Berdasarkan data BNPB dan laporan media nasional, bencana tersebut telah menelan sekitar 1.006 korban jiwa di Aceh, Sumatera Utara, dan Sumatera Barat. Ratusan korban lainnya masih dinyatakan hilang atau terluka, sementara ratusan ribu warga mengungsi akibat rusaknya puluhan ribu rumah, fasilitas umum, dan infrastruktur dasar.
“Di Aceh saja tercatat 332 titik jembatan rusak, ribuan fasilitas pendidikan, kesehatan, dan rumah ibadah terdampak. Banyak wilayah terputus total dari akses transportasi dan komunikasi,” tulis Dewan Profesor USK dalam surat terbukanya.

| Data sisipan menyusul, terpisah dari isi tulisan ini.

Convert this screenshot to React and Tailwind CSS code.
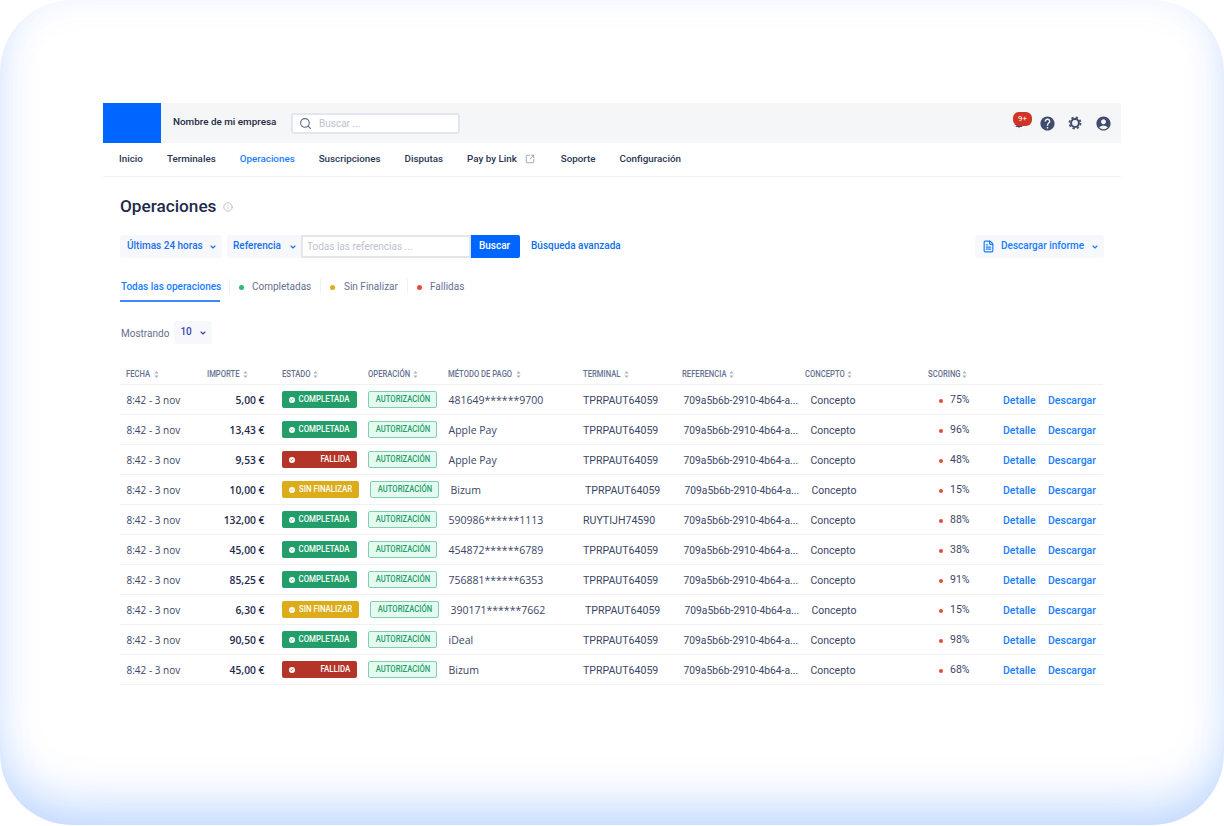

Kondisi tersebut diperparah oleh gangguan jaringan telekomunikasi dan pemadaman listrik berkepanjangan, yang menghambat koordinasi penyelamatan, distribusi bantuan, hingga operasional fasilitas kesehatan. Aktivitas ekonomi masyarakat pun lumpuh, terutama sektor UMKM yang menjadi tulang punggung ekonomi lokal.
Menurut Dewan Profesor USK, kerusakan infrastruktur vital ini telah membuat distribusi bantuan ke wilayah terpencil nyaris terhenti, sementara cuaca ekstrem berpotensi masih berlanjut sebagaimana peringatan BMKG.
Sebelas Rekomendasi Strategis
Menanggapi situasi tersebut, Dewan Profesor USK menyampaikan 11 rekomendasi strategis kepada presiden, di antaranya:
•Menetapkan status darurat bencana nasional secara komprehensif.
•Mempercepat pembukaan jalur akses utama—bandara, pelabuhan, dan jalan raya—untuk masuknya bantuan kemanusiaan internasional.
•Mendirikan Humanitarian Logistics Coordination Center di Aceh yang melibatkan BNPB, kementerian terkait, pemerintah daerah, TNI/Polri, serta perwakilan lembaga internasional.
•Menyederhanakan prosedur perizinan dan clearance bagi organisasi kemanusiaan internasional seperti WHO, UNICEF, UNDP, IFRC, dan IOM, termasuk efisiensi bea cukai dan karantina bantuan.
•Mengaktifkan sistem pelacakan logistik terpadu (common logistics tracking) agar distribusi bantuan dapat dipantau secara real-time.
•Mengoptimalkan staging areas logistik di titik strategis seperti Banda Aceh, Lhokseumawe, dan Bener Meriah.
•Memprioritaskan pemulihan listrik dan telekomunikasi, serta akses darat yang terputus.
•Menjamin ketersediaan transportasi darat, laut, dan udara, termasuk helikopter dan alat berat untuk wilayah terisolasi.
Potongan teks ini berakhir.